Goal of the exercise:
Copy the listing below in full and skip every picture.

Dataset entries:
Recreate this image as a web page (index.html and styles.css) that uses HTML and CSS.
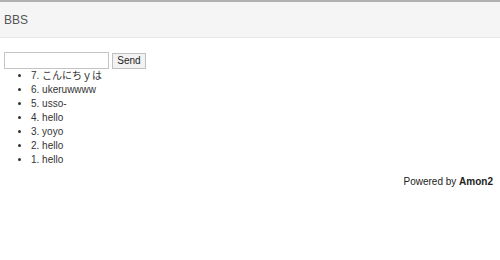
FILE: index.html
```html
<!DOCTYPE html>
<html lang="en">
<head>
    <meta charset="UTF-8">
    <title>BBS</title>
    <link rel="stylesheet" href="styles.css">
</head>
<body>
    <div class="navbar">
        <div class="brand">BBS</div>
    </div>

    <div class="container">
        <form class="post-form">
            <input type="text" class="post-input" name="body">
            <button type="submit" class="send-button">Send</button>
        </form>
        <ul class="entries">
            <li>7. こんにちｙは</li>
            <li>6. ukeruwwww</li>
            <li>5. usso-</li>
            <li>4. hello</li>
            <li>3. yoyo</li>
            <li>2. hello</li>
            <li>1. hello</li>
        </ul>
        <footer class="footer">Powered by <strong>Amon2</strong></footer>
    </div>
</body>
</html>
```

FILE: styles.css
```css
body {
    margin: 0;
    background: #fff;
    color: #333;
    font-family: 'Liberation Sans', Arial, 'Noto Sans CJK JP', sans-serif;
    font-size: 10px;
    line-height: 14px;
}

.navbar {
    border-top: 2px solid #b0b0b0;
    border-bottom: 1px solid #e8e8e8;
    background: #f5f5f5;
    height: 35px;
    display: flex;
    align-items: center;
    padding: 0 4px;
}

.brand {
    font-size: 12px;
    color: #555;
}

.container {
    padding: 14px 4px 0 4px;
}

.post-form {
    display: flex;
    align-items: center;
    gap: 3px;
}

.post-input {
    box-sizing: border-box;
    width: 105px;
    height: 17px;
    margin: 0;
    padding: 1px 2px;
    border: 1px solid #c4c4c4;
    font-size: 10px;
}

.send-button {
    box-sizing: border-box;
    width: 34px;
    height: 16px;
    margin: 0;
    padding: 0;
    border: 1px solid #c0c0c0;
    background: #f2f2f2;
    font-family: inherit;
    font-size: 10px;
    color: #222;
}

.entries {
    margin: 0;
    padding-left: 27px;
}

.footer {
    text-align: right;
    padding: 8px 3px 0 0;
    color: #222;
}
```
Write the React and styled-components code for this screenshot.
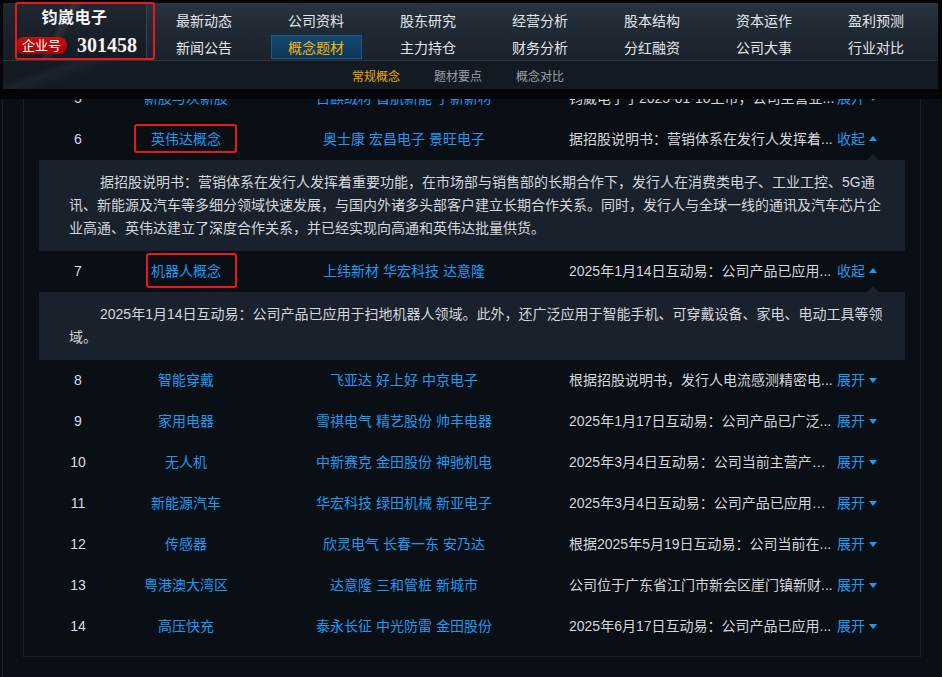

Task solution:
Recreate this image as a web page (index.html and styles.css) that uses HTML and CSS.
FILE: index.html
```html
<!DOCTYPE html>
<html lang="en">
<head>
    <meta charset="UTF-8">
    <title>BBS</title>
    <link rel="stylesheet" href="styles.css">
</head>
<body>
    <div class="navbar">
        <div class="brand">BBS</div>
    </div>

    <div class="container">
        <form class="post-form">
            <input type="text" class="post-input" name="body">
            <button type="submit" class="send-button">Send</button>
        </form>
        <ul class="entries">
            <li>7. こんにちｙは</li>
            <li>6. ukeruwwww</li>
            <li>5. usso-</li>
            <li>4. hello</li>
            <li>3. yoyo</li>
            <li>2. hello</li>
            <li>1. hello</li>
        </ul>
        <footer class="footer">Powered by <strong>Amon2</strong></footer>
    </div>
</body>
</html>
```

FILE: styles.css
```css
body {
    margin: 0;
    background: #fff;
    color: #333;
    font-family: 'Liberation Sans', Arial, 'Noto Sans CJK JP', sans-serif;
    font-size: 10px;
    line-height: 14px;
}

.navbar {
    border-top: 2px solid #b0b0b0;
    border-bottom: 1px solid #e8e8e8;
    background: #f5f5f5;
    height: 35px;
    display: flex;
    align-items: center;
    padding: 0 4px;
}

.brand {
    font-size: 12px;
    color: #555;
}

.container {
    padding: 14px 4px 0 4px;
}

.post-form {
    display: flex;
    align-items: center;
    gap: 3px;
}

.post-input {
    box-sizing: border-box;
    width: 105px;
    height: 17px;
    margin: 0;
    padding: 1px 2px;
    border: 1px solid #c4c4c4;
    font-size: 10px;
}

.send-button {
    box-sizing: border-box;
    width: 34px;
    height: 16px;
    margin: 0;
    padding: 0;
    border: 1px solid #c0c0c0;
    background: #f2f2f2;
    font-family: inherit;
    font-size: 10px;
    color: #222;
}

.entries {
    margin: 0;
    padding-left: 27px;
}

.footer {
    text-align: right;
    padding: 8px 3px 0 0;
    color: #222;
}
```
Write the React and styled-components code for this screenshot.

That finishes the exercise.